You must master Tier 1 (polynomials, power functions) to even begin working with Tiers 2 and 3. The rules learned here (Power Rule, Product/Quotient Rule, Chain Rule) are applied to everything else.

The "Big Three" of Transcendentals

In applied mathematics, physics, and engineering, Exponential, Trigonometric, and Logarithmic functions are in a near-continuous tie for first place. Their importance explodes in Differential Equations and Fourier Analysis.

Context Matters

For Introductory Differential Calculus, the order is: Polynomials → Exponentials/Logarithms → Trigonometry → Inverse Trig.
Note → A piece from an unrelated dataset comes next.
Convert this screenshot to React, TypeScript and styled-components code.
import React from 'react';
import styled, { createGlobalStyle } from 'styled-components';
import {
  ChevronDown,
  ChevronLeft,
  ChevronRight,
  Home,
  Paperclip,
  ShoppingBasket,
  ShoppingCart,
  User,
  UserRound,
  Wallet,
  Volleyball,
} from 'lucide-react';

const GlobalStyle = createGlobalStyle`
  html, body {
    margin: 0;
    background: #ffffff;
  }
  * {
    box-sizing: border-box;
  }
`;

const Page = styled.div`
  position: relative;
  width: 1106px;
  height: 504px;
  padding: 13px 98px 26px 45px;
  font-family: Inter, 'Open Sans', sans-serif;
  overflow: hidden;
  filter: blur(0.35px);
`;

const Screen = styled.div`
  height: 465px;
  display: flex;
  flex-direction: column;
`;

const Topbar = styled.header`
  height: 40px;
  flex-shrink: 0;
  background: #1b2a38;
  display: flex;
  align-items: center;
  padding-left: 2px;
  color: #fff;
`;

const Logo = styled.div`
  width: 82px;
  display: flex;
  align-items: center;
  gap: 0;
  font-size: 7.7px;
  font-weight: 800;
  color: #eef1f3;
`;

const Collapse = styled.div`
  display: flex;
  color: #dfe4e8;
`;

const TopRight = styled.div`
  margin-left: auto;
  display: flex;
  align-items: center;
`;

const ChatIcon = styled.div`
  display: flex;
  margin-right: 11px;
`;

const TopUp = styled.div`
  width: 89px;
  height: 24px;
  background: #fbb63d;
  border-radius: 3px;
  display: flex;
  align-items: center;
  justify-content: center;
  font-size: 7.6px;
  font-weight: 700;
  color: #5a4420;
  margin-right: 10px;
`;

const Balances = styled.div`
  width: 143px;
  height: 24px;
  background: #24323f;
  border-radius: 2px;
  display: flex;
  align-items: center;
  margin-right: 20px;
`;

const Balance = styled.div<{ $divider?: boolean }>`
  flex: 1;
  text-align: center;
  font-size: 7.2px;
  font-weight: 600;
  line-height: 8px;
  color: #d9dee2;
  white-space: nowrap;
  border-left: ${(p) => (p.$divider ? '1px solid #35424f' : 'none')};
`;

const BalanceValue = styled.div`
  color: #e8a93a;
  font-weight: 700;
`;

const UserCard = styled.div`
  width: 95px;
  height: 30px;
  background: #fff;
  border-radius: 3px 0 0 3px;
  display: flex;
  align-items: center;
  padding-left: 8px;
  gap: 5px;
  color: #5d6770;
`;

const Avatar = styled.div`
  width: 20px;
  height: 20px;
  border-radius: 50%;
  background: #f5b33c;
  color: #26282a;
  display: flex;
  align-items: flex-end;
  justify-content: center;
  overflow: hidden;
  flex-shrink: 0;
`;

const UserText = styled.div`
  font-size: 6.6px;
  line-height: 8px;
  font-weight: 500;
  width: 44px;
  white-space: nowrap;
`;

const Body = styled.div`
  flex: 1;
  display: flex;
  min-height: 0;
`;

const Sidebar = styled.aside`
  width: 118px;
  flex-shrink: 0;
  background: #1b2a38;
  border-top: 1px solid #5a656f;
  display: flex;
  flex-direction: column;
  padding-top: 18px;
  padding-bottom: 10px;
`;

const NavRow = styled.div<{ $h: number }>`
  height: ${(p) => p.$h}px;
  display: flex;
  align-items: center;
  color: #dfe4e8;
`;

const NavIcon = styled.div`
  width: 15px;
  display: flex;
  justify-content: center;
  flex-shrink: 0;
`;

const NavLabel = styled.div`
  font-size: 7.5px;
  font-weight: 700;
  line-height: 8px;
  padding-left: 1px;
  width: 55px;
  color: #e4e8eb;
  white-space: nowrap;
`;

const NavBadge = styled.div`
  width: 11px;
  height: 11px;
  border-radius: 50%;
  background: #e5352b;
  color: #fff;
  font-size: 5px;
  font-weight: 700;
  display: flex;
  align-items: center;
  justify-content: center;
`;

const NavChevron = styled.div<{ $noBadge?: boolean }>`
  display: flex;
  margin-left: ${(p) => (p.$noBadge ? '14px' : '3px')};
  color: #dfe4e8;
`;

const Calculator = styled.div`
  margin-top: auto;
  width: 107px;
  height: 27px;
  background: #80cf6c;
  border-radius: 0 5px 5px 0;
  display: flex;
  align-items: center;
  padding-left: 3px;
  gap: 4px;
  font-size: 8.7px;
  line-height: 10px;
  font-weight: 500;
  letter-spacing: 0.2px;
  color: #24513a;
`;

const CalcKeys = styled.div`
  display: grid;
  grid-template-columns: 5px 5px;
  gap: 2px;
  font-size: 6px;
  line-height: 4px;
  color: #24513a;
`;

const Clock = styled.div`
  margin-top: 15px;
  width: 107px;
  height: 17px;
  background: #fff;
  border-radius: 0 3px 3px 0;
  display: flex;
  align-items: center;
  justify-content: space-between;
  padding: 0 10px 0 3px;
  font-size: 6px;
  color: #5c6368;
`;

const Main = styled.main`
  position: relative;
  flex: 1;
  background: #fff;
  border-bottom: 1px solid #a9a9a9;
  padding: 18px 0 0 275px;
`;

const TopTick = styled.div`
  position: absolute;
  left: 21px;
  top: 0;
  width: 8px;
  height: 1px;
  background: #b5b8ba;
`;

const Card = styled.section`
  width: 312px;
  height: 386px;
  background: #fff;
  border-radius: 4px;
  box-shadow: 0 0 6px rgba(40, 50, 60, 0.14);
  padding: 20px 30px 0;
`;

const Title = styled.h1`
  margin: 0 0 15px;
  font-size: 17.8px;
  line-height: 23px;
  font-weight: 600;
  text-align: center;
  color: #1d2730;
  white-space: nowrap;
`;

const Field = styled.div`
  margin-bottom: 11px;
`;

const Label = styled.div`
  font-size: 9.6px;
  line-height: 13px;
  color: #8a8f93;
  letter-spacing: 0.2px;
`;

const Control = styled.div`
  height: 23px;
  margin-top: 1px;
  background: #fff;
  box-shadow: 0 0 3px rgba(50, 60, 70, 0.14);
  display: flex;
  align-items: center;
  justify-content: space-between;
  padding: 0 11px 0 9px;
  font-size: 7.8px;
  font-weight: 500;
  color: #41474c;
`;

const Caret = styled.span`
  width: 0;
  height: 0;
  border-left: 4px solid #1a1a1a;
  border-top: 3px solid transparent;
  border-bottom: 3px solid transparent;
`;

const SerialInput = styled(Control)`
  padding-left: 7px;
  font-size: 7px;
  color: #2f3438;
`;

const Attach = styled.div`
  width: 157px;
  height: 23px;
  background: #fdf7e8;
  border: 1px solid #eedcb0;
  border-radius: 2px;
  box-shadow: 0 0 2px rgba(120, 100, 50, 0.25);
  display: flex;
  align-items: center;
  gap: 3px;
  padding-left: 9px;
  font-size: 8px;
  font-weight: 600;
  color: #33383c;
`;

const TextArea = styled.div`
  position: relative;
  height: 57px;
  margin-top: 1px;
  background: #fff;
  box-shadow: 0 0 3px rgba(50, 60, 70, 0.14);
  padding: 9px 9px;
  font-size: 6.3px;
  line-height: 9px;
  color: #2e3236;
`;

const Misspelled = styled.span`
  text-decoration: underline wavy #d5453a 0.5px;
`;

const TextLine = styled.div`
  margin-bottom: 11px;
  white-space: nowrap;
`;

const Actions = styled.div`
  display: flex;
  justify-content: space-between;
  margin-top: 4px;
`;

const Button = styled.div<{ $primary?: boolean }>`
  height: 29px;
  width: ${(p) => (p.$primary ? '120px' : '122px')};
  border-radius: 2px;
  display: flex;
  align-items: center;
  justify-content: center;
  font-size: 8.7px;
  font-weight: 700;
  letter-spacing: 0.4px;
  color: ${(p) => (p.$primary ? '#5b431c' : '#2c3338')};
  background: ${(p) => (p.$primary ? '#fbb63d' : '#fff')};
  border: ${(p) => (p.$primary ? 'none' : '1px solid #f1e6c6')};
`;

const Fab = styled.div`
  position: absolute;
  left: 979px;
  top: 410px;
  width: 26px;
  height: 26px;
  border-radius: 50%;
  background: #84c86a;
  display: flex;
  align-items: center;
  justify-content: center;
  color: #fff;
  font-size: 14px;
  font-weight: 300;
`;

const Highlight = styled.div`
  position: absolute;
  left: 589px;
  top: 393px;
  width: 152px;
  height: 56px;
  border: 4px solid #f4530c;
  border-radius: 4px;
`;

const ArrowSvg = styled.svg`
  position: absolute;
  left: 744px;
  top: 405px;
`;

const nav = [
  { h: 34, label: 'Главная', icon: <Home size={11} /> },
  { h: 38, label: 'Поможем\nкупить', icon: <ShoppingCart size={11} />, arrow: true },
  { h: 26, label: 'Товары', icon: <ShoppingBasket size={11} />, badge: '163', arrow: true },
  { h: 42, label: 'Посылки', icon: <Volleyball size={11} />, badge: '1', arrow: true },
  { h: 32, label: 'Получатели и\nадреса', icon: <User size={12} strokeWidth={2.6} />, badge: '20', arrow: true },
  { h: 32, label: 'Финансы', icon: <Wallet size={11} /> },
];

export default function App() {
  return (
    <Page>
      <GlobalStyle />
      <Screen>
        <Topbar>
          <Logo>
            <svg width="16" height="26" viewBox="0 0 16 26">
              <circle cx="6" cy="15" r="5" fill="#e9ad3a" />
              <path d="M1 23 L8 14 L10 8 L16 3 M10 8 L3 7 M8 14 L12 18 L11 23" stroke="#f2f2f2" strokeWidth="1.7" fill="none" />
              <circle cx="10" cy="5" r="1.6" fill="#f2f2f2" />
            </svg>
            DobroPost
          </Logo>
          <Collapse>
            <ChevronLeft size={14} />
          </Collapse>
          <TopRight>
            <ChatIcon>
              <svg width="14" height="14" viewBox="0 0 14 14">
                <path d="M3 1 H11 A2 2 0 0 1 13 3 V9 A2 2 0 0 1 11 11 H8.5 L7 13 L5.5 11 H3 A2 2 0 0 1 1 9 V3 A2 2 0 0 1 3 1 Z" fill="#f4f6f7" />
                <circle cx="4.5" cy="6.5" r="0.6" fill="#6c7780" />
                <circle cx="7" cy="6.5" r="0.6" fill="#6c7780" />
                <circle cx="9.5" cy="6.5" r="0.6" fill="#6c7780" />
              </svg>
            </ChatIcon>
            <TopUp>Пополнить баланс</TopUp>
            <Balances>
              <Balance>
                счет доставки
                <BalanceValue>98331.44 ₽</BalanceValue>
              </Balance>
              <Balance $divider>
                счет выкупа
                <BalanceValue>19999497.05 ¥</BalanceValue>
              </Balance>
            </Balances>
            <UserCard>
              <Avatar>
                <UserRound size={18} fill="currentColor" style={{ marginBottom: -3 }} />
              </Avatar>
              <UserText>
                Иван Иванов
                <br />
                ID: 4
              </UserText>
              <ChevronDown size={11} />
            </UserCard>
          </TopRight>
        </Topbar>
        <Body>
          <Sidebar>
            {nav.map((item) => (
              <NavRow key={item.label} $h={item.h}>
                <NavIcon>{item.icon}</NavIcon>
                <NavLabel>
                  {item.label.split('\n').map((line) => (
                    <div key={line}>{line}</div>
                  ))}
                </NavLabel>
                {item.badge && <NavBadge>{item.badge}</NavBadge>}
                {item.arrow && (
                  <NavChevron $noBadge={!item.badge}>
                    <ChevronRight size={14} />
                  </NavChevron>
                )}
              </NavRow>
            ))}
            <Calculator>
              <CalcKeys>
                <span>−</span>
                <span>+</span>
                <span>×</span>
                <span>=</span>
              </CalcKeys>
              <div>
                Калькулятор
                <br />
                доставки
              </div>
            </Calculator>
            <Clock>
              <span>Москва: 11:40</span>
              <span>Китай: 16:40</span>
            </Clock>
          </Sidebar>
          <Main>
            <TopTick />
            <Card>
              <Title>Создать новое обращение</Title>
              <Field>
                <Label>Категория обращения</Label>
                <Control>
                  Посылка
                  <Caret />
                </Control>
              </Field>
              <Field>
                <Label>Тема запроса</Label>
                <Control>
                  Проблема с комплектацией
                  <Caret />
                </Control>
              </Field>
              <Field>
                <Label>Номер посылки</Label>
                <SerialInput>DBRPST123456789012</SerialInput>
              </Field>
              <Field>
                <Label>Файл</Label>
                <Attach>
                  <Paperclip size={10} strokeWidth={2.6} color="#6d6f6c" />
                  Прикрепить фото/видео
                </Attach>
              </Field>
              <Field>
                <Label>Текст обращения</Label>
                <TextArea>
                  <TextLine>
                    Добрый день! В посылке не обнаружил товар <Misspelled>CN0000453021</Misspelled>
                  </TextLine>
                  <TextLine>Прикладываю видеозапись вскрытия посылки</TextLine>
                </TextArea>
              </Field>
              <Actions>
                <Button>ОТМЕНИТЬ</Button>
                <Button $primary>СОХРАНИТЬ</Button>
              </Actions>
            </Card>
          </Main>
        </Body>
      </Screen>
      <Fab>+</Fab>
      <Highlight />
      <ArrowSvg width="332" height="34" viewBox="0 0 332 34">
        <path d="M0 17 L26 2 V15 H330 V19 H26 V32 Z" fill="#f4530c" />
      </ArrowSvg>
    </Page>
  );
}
For Integral Calculus, the order shifts: Polynomials → Trigonometry & Logarithms → Inverse Trig → Exponentials.

For Differential Equations & Modeling, Exponentials are king, followed closely by Trigonometric functions.

Final Verdict

If forced to rank them for overall importance to the entire body of calculus and its applications:

S-Tier
Essential Core

Exponential (\(e^x\)) and Trigonometric (\(\sin x, \cos x\)) functions.

A-Tier
Foundational & Crucial

Polynomials/Power Functions, Logarithms (\(\ln x\)).

B-Tier
Vital Tools

Inverse Trigonometric Functions, Hyperbolic Functions.

C-Tier
Conceptually Critical

Absolute Value, Piecewise, Implicit functions.

The hierarchy reflects both pedagogical sequence and practical utility in advanced mathematics.